Whilst space planes have been imagined for years (see the first image), Reaction Engines have only just managed to develop the key piece of technology needed to actually make one fly. At Mach 5.5 the air hitting the engines will be hugely and quickly compressed, causing it to heat up to temperatures of thousands of degrees. To avoid melting the engine, the air must be cooled to well below zero degrees Celsius in a fraction of a second.

The solution is to use a precooler, sending the air between a series of tiny pipes through which the plane's cold hydrogen fuel is being pumped, taking away the tremendous heat. Last year Reaction Engines successfully demonstrated this technology, securing funding to work towards a full scale prototype. If all goes to plan, the first Skylons could begin flying at the end of the decade.
Funding is Skylon's main challenge. Reaction Engines have raised only a small amount of the roughly $10 billion they need to bring the plane to life, mainly from private industries. This is a deliberate policy, as it will only be worth having space planes that can fly every day if there will be something to launch every day. If the space industry thinks not, they simply won't fund it. 

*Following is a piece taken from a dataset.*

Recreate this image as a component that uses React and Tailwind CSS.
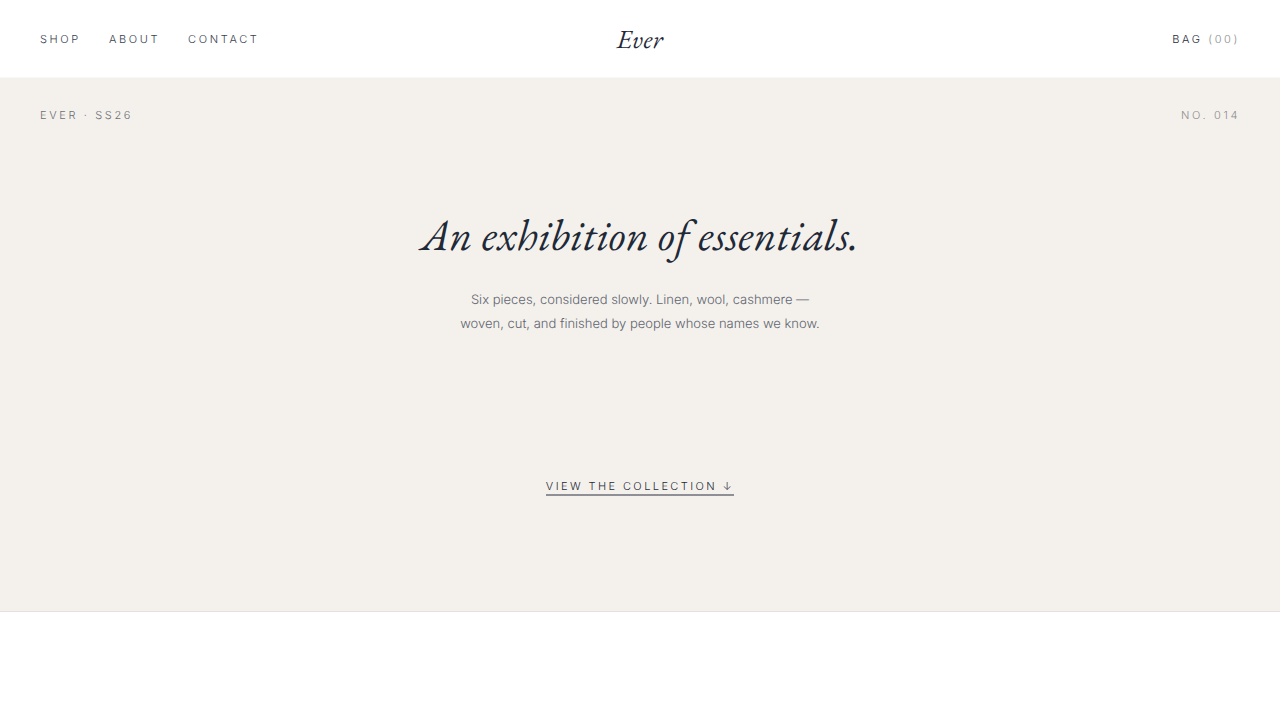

SpaceX's reusable Dragon spacecraft becomes the first privately-operated vehicle to dock with the International Space Station in 2012. Photo Credit: SpaceX

If SpaceX and Reaction Engines succeed in their aims to create reusable spacecraft, and it's a big if, then it could completely change the paradigm of space flight. SpaceX are talking about sending people to Mars for half a million each, whilst Reaction Engines plan to launch dozens of people ta a time in Skylon. Asteroid mining, space tourism, huge space telescopes and more would all become more affordable.

The challenges ahead are huge. SpaceX has yet to recover, let alone re-fly, a single rocket stage. Skylon's mighty SABREs are at this point no more than small prototypes in an Oxfordshire backyard. Both companies may yet fail in ther dreams of reusability, a subject so complex that I've only been able to touch on the basics here.

But if they succed, then we may just get 2001's dream of a future in space. Just a little bit later than pannned.